“Am I feeble-minded?” I once asked my brother, and he smiled at me approvingly, as if I had at last achieved some measure of self-awareness.

My late brother spoke thirteen languages — yes, I know, thirteen, but come on, even Sherlock Holmes had a smarter brother (just not that much smarter) — and he had signed the Official Secrets Act, need I say more?  Oh, all right then: I have no idea what he did for a living.

Richard was probably not the most impressionable judge to whom to put such a question.  “What has prompted this sudden realisation?” he replied, which I suppose was an answer of sorts.

The reason for my question was that I had received a promotional email offering me a variety of Pandemic Novelties to Pass the Time, and one of them puzzled and intrigued me.  An ‘Adjustable Abdominal Fitness Hoop,’ have you got yours yet?  If so, can you explain this: would needing to adjust it be a sign of success or failure, extra stomach muscles or too many pies?  At least the price had been reduced, especially for me, I was pleased to note.

A novelty used to be an inexpensive ornament, a trinket, a bauble, a souvenir of a holiday we would rather forget.  Something we might buy to prevent a doorstep traveller cursing us, perhaps, or as a gift for a friend we would rather not see again.

The email writer suggested the first 2 steps to novelty — ‘leaving home, leaving the country’ — will make ‘a routine experience like buying vegetables new all over again.’  Buying vegetables would certainly be a new experience for me.  And leaving home has indeed become a novelty in the past year or so.

I sometimes adjust a chess piece without intending to move it (you have to say “J’adoube,” pardon my French) but I don’t easily adjust to novelty or innovation.  Waiting in a socially-distanced queue of oldies to collect my statins, I scrutinise pharmacy shelves for a bottle labelled A Cure for Novelty, but see only novelty cures.  Potato peel carried in your pocket cures toothache, are you kidding me?

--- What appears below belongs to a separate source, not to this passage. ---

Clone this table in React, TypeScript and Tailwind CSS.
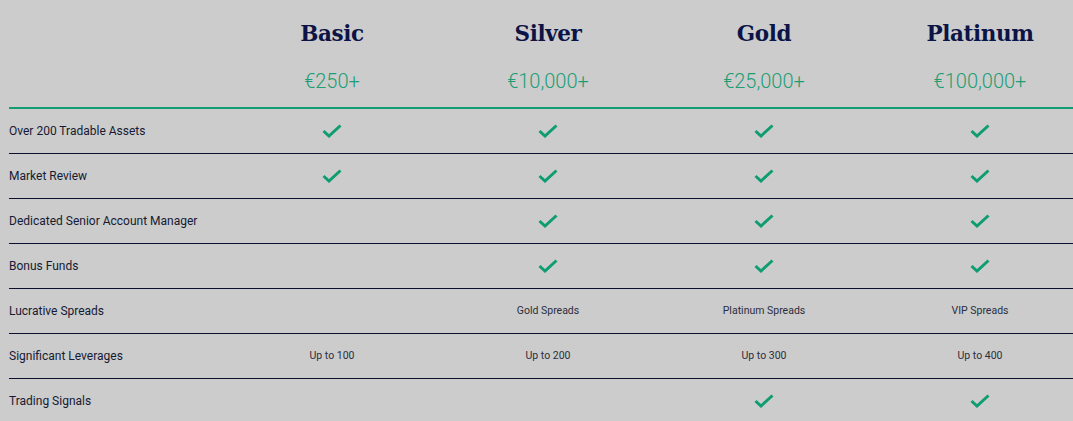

I am aware that adopting new lifestyles or finding alternative hobbies has helped many people to pass the time during lockdown — a bit like convicts taking up weightlifting — but I have no desire to learn Esperanto or practise karate moves in the living room.  Although I believe there is one called the roundhouse kick which might move me out from under my wife’s feet.  And nearer to the fridge.

Perhaps I’m not as feeble-minded as I thought.  I’m sending for that adjustable hula hoop.  They’re offering it to me at a special price.